(begin)
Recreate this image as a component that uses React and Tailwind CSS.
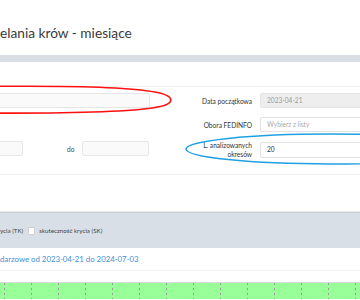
import React from "react";

export default function App() {
  const dots = [4, 31, 58, 85, 112, 139, 166, 193, 220, 247, 274, 301, 328, 355];
  return (
    <div className="relative w-[360px] h-[300px] overflow-hidden bg-white font-['Lato',sans-serif] text-[#333]">
      {/* title */}
      <div className="h-[55px] pt-[24px] text-[13.7px] leading-[17px] text-[#3a3a3a] whitespace-nowrap">
        elania krów - miesiące
      </div>
      <div className="h-[7px] bg-[#dadfe5]" />
      <div className="h-[24px]" />

      {/* form */}
      <div className="h-[89px] border-y border-[#efefef] flex">
        <div className="w-[180px] shrink-0 pt-[6px]">
          <div className="ml-[-10px] w-[160px] h-[15px] bg-[#fafafa] border border-[#e6e6e6] rounded-[2px]" />
          <div className="mt-[33px] flex items-center h-[15px]">
            <div className="ml-[-30px] w-[53px] h-[15px] bg-[#fafafa] border border-[#e6e6e6] rounded-[2px]" />
            <div className="ml-[44px] text-[6.6px] leading-[8px] text-[#444]">do</div>
            <div className="ml-[8px] w-[67px] h-[15px] bg-[#fafafa] border border-[#e6e6e6] rounded-[2px]" />
          </div>
        </div>
        <div className="flex-1 pt-[6px] flex flex-col gap-[9px]">
          <div className="flex items-center h-[15px]">
            <div className="w-[72px] text-right text-[6.6px] leading-[8px] text-[#333] whitespace-nowrap">Data początkowa</div>
            <div className="ml-[8px] w-[120px] shrink-0 h-[15px] bg-[#eeeeee] border border-[#e4e4e4] rounded-[2px] pl-[6px] flex items-center text-[6.6px] text-[#999]">
              2023-04-21
            </div>
          </div>
          <div className="flex items-center h-[15px]">
            <div className="w-[72px] text-right text-[6.6px] leading-[8px] text-[#333] whitespace-nowrap">Obora FEDINFO</div>
            <div className="ml-[8px] w-[120px] shrink-0 h-[15px] bg-white border border-[#e2e2e2] rounded-[2px] pl-[6px] flex items-center text-[6.6px] text-[#aaa]">
              Wybierz z listy
            </div>
          </div>
          <div className="flex items-center h-[16px] mt-[1px]">
            <div className="w-[72px] text-right text-[6.6px] leading-[9px] text-[#333]">
              L. analizowanych
              <br />
              okresów
            </div>
            <div className="ml-[8px] w-[120px] shrink-0 h-[16px] bg-white border border-[#e2e2e2] rounded-[2px] pl-[6px] flex items-center text-[6.6px] text-[#333]">
              20
            </div>
          </div>
        </div>
      </div>

      <div className="h-[37px] border-b border-[#ececec]" />

      {/* grey options bar */}
      <div className="h-[36px] bg-[#d9dfe6] border-t border-[#c6ced6] flex items-center text-[6.2px] text-[#444] whitespace-nowrap">
        <span>ycia (TK)</span>
        <span className="ml-[5px] w-[7px] h-[8px] bg-white border border-[#d0d0d0] rounded-[1px]" />
        <span className="ml-[4px]">skuteczność krycia (SK)</span>
      </div>

      {/* blue heading */}
      <div className="h-[23px] border-b border-[#f1f1f1] flex items-center text-[7.8px] text-[#3d8fd8] whitespace-nowrap pt-[1px]">
        darzowe od 2023-04-21 do 2024-07-03
      </div>
      <div className="h-[11px]" />

      {/* chart */}
      <svg width="360" height="17" className="block">
        <rect x="0" y="0" width="360" height="17" fill="#99ff99" />
        <line x1="0" y1="0.5" x2="360" y2="0.5" stroke="#d6dcd6" strokeWidth="1" />
        {dots.map((x) => (
          <line key={x} x1={x + 0.5} y1="1" x2={x + 0.5} y2="17" stroke="#9a9a9a" strokeWidth="1" strokeDasharray="2 3" />
        ))}
      </svg>

      {/* annotations */}
      <svg width="360" height="300" className="absolute left-0 top-0 pointer-events-none">
        <path
          d="M -20 86.5 C 60 85.5 125 86.5 155 92 C 176 96 176 104 155 107.5 C 125 112.5 60 113.5 -20 113"
          fill="none"
          stroke="#ff1010"
          strokeWidth="1.6"
        />
        <ellipse cx="330" cy="149" rx="144" ry="15" fill="none" stroke="#1ea0e2" strokeWidth="1.5" />
      </svg>
    </div>
  );
}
(end)
▸ Task requirements: Transcribe the material exactly, keeping every word and none of the pictures.

▸ Reply:
Recreate this image as a component that uses React and Tailwind CSS.
import React from "react";

export default function App() {
  const dots = [4, 31, 58, 85, 112, 139, 166, 193, 220, 247, 274, 301, 328, 355];
  return (
    <div className="relative w-[360px] h-[300px] overflow-hidden bg-white font-['Lato',sans-serif] text-[#333]">
      {/* title */}
      <div className="h-[55px] pt-[24px] text-[13.7px] leading-[17px] text-[#3a3a3a] whitespace-nowrap">
        elania krów - miesiące
      </div>
      <div className="h-[7px] bg-[#dadfe5]" />
      <div className="h-[24px]" />

      {/* form */}
      <div className="h-[89px] border-y border-[#efefef] flex">
        <div className="w-[180px] shrink-0 pt-[6px]">
          <div className="ml-[-10px] w-[160px] h-[15px] bg-[#fafafa] border border-[#e6e6e6] rounded-[2px]" />
          <div className="mt-[33px] flex items-center h-[15px]">
            <div className="ml-[-30px] w-[53px] h-[15px] bg-[#fafafa] border border-[#e6e6e6] rounded-[2px]" />
            <div className="ml-[44px] text-[6.6px] leading-[8px] text-[#444]">do</div>
            <div className="ml-[8px] w-[67px] h-[15px] bg-[#fafafa] border border-[#e6e6e6] rounded-[2px]" />
          </div>
        </div>
        <div className="flex-1 pt-[6px] flex flex-col gap-[9px]">
          <div className="flex items-center h-[15px]">
            <div className="w-[72px] text-right text-[6.6px] leading-[8px] text-[#333] whitespace-nowrap">Data początkowa</div>
            <div className="ml-[8px] w-[120px] shrink-0 h-[15px] bg-[#eeeeee] border border-[#e4e4e4] rounded-[2px] pl-[6px] flex items-center text-[6.6px] text-[#999]">
              2023-04-21
            </div>
          </div>
          <div className="flex items-center h-[15px]">
            <div className="w-[72px] text-right text-[6.6px] leading-[8px] text-[#333] whitespace-nowrap">Obora FEDINFO</div>
            <div className="ml-[8px] w-[120px] shrink-0 h-[15px] bg-white border border-[#e2e2e2] rounded-[2px] pl-[6px] flex items-center text-[6.6px] text-[#aaa]">
              Wybierz z listy
            </div>
          </div>
          <div className="flex items-center h-[16px] mt-[1px]">
            <div className="w-[72px] text-right text-[6.6px] leading-[9px] text-[#333]">
              L. analizowanych
              <br />
              okresów
            </div>
            <div className="ml-[8px] w-[120px] shrink-0 h-[16px] bg-white border border-[#e2e2e2] rounded-[2px] pl-[6px] flex items-center text-[6.6px] text-[#333]">
              20
            </div>
          </div>
        </div>
      </div>

      <div className="h-[37px] border-b border-[#ececec]" />

      {/* grey options bar */}
      <div className="h-[36px] bg-[#d9dfe6] border-t border-[#c6ced6] flex items-center text-[6.2px] text-[#444] whitespace-nowrap">
        <span>ycia (TK)</span>
        <span className="ml-[5px] w-[7px] h-[8px] bg-white border border-[#d0d0d0] rounded-[1px]" />
        <span className="ml-[4px]">skuteczność krycia (SK)</span>
      </div>

      {/* blue heading */}
      <div className="h-[23px] border-b border-[#f1f1f1] flex items-center text-[7.8px] text-[#3d8fd8] whitespace-nowrap pt-[1px]">
        darzowe od 2023-04-21 do 2024-07-03
      </div>
      <div className="h-[11px]" />

      {/* chart */}
      <svg width="360" height="17" className="block">
        <rect x="0" y="0" width="360" height="17" fill="#99ff99" />
        <line x1="0" y1="0.5" x2="360" y2="0.5" stroke="#d6dcd6" strokeWidth="1" />
        {dots.map((x) => (
          <line key={x} x1={x + 0.5} y1="1" x2={x + 0.5} y2="17" stroke="#9a9a9a" strokeWidth="1" strokeDasharray="2 3" />
        ))}
      </svg>

      {/* annotations */}
      <svg width="360" height="300" className="absolute left-0 top-0 pointer-events-none">
        <path
          d="M -20 86.5 C 60 85.5 125 86.5 155 92 C 176 96 176 104 155 107.5 C 125 112.5 60 113.5 -20 113"
          fill="none"
          stroke="#ff1010"
          strokeWidth="1.6"
        />
        <ellipse cx="330" cy="149" rx="144" ry="15" fill="none" stroke="#1ea0e2" strokeWidth="1.5" />
      </svg>
    </div>
  );
}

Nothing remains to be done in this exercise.